Parabéns pelo texto e pelo blogue. Fiquei cliente.

Anónimo disse...

Quando o Manuel fala em "rentabilidade marginal negativa" suponho que está a pensa-la em termos de energia...

Se estou enganada, agradeço que me esclareça.

Ah, e está muito bom o seu texto, mas isso já é rotina.

Matilde

alf disse...

Mais um estimulante post.

Eu penso que há aqui dois processos; um é a questão do subprime, do dinheiro baseado nas expectativas, que o Manuel tão bem expôs; outro é a questão da bolsa que, para mim, trata-se dum mini-estoiro daquilo que a bolsa se tornou: uma espécie de esquema de piramide, que estoira sempre que o dinheiro que entra diminui - valeu agora o Estado (nós!!) ir a correr meter dinheiro na «pirâmide», mas isto vai voltar a suceder em breve se as regras não forem mesmo alteradas.

joshua disse...

Manuel, acompanhei com prazer o teu raciocínio e segui o link e é curioso como a palavra 'subjectivo' serve para resumidamente caracterizar uma das principais faces e razões para este 'estado da moeda', para usar uma imagem: o valor simbólico das coisas, dos bens, trouxe um problema de equivalência substantiva à sua efectiva existência.

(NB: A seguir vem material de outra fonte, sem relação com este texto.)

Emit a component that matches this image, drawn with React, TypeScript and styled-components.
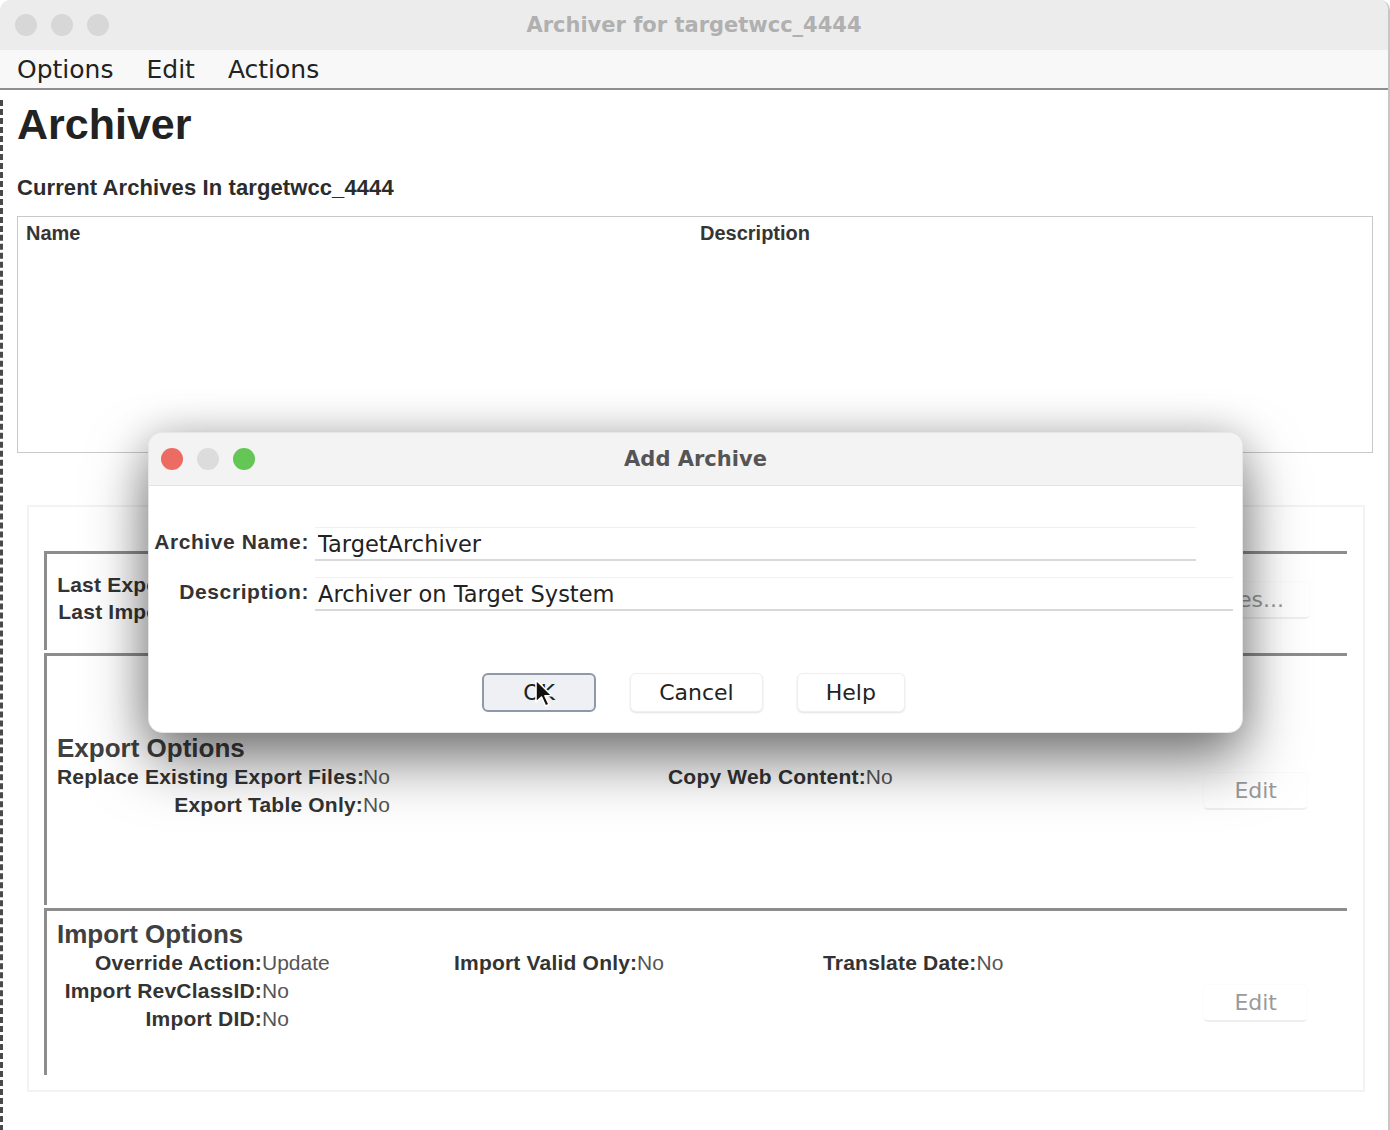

O meu livro só será um hit se essa ideia de alto valor simbólico se propagar graças à fabricação de uma subjectividade consensual pela indústria do símbolo e do valor símbólico. Tudo é então marketing e a troca do certo pelo incerto, complicando o que é simples.

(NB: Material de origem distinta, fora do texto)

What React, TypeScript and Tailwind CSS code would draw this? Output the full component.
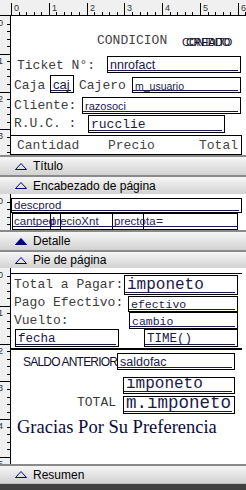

«Desta “sofisticação” do homo economicus não adviria mal de maior ao mundo se esta dinâmica não se tivesse globalizado a reboque do recurso ao efémero, ou melhor dizendo, do abuso de um fabuloso recurso energético que ajudou a criar uma ilusão complementar de riqueza e instalou um modelo social que além de artificial é insustentável porque há muito que funciona assente em actividades de rentabilidade marginal negativa.»

Parece-me que uma mudança de paradigma se imporá, nem que se recomece com a ausência de ilusões, ponto de partida para a reelaboração e a criatividade financeira de princípios simples que nos conduziu até aqui pela torção de um conceito de progresso assente na acumulação particular e não na partilha universal.